### Exercise description
Reproduce each line from the first in the data through the line that contains "const LetterIcon = ()" exactly; give nothing else.

### Data section
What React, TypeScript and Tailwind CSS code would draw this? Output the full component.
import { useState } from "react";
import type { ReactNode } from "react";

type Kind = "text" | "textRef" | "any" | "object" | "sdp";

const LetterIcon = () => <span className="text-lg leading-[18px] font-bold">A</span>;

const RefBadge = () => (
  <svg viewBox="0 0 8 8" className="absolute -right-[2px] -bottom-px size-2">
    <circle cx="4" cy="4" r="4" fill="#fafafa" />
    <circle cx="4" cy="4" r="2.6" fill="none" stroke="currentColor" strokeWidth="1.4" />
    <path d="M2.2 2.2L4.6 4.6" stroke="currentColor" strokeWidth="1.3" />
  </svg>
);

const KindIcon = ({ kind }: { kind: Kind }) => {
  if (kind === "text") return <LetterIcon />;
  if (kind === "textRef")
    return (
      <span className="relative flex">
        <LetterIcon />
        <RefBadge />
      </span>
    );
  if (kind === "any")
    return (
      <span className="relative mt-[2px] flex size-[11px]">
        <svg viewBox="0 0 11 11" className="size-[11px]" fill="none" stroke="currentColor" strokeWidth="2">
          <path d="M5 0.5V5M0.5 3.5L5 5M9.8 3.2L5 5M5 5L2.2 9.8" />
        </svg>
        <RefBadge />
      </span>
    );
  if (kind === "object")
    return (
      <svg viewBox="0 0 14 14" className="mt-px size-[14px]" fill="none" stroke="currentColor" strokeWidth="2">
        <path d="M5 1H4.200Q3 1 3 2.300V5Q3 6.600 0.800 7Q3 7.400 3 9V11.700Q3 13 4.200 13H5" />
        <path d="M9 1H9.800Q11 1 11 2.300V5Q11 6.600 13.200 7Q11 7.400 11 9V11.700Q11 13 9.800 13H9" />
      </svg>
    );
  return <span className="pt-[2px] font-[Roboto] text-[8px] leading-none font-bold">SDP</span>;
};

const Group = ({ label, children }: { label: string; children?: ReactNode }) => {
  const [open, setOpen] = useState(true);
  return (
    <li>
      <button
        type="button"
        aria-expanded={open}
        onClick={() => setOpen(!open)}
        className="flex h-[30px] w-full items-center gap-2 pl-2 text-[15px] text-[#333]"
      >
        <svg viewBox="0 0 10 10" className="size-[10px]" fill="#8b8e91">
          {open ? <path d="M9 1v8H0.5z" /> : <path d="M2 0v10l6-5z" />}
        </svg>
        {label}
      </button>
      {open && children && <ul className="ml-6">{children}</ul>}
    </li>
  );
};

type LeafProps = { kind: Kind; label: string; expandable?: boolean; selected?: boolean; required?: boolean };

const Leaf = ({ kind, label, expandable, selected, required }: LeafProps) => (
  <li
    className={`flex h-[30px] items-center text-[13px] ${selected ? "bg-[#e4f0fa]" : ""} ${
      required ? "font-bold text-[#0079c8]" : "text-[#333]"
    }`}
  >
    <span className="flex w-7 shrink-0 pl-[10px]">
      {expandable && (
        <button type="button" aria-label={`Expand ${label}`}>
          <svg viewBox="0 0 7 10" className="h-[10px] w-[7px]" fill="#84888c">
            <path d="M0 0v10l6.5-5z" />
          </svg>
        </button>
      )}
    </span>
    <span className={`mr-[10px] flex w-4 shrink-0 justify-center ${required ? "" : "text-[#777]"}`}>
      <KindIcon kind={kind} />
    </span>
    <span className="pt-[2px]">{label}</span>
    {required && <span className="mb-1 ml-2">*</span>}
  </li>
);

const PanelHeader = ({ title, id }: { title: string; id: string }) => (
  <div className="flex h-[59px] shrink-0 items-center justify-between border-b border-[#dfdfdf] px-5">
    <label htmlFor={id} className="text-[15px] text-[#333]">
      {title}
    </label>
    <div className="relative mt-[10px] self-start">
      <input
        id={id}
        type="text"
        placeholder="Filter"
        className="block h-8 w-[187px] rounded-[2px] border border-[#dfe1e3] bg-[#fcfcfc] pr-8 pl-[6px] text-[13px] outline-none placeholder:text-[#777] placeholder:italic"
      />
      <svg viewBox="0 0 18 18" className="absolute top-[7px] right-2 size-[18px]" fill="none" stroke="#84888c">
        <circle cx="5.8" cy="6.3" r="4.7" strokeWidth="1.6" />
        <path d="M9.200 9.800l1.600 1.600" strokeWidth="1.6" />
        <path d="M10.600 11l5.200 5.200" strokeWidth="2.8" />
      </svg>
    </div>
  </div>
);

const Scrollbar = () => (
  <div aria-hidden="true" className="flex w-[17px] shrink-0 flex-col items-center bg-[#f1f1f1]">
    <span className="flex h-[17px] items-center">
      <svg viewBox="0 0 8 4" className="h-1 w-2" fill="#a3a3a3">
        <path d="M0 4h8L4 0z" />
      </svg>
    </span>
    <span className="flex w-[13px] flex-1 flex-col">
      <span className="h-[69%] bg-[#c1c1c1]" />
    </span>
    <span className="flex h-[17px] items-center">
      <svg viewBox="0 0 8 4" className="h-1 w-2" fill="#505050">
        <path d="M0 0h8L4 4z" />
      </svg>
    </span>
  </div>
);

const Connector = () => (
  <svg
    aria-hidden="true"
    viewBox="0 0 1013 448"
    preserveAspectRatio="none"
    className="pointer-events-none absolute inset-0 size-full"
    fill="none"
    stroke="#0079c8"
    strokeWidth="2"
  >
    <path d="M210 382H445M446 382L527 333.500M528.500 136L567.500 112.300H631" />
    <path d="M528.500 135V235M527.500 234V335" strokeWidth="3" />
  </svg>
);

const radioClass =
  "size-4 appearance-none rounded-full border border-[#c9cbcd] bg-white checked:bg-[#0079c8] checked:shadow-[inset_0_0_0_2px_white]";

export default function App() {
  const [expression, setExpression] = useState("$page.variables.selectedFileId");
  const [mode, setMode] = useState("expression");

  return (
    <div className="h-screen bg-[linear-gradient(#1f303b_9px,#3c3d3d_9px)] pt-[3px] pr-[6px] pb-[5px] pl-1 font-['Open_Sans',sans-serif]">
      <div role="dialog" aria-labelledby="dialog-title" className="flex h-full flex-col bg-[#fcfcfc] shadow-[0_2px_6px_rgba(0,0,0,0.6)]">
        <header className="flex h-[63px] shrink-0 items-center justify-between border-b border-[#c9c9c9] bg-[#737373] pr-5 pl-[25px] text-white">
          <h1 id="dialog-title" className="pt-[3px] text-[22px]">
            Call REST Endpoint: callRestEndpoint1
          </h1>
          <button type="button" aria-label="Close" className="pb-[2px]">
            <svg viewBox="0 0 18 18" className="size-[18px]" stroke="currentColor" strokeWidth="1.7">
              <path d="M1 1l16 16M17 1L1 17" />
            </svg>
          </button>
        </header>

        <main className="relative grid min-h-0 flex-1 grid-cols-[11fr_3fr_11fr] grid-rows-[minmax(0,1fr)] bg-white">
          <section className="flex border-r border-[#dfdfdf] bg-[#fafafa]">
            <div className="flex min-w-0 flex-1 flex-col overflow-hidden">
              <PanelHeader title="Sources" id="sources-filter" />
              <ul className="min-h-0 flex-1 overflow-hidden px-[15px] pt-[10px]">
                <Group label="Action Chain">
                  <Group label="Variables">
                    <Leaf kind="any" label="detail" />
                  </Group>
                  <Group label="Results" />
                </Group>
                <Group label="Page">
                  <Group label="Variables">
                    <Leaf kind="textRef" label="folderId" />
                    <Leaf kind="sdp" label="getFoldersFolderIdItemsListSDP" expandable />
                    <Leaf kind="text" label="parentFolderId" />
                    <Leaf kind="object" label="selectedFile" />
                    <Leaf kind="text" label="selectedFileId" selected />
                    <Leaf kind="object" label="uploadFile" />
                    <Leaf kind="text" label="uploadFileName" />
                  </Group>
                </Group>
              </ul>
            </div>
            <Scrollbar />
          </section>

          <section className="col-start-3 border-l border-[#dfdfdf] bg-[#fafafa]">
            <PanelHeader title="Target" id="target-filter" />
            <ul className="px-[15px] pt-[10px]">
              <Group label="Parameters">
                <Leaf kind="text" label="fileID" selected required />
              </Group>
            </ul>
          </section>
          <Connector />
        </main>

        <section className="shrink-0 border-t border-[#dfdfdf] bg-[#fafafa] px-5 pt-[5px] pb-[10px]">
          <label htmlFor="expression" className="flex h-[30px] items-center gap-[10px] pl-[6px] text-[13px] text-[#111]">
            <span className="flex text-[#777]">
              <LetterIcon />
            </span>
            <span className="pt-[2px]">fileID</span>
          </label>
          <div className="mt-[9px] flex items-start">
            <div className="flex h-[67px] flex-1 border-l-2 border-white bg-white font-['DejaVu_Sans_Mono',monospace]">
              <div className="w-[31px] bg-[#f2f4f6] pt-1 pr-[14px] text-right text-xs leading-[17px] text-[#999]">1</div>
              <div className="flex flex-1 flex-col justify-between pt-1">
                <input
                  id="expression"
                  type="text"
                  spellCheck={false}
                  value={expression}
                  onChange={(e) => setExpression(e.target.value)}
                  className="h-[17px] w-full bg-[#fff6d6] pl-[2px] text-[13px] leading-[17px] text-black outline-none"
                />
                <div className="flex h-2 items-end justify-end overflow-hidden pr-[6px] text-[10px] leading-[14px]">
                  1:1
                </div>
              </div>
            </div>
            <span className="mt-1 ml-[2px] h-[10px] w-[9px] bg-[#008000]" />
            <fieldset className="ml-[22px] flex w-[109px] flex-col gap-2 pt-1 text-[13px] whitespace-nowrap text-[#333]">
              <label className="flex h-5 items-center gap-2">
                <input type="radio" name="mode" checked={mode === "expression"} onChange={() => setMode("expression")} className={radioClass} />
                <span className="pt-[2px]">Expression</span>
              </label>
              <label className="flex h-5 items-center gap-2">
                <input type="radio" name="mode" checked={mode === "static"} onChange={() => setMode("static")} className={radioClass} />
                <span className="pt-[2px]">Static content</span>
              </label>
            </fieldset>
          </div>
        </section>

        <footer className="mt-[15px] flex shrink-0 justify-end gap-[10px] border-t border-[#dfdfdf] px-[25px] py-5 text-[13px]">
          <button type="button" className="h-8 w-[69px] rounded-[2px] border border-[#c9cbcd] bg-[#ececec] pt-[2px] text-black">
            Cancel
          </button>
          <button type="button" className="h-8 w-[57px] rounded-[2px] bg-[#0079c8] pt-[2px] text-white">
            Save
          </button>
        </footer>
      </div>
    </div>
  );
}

### Task result
What React, TypeScript and Tailwind CSS code would draw this? Output the full component.
import { useState } from "react";
import type { ReactNode } from "react";

type Kind = "text" | "textRef" | "any" | "object" | "sdp";

const LetterIcon = () => <span className="text-lg leading-[18px] font-bold">A</span>;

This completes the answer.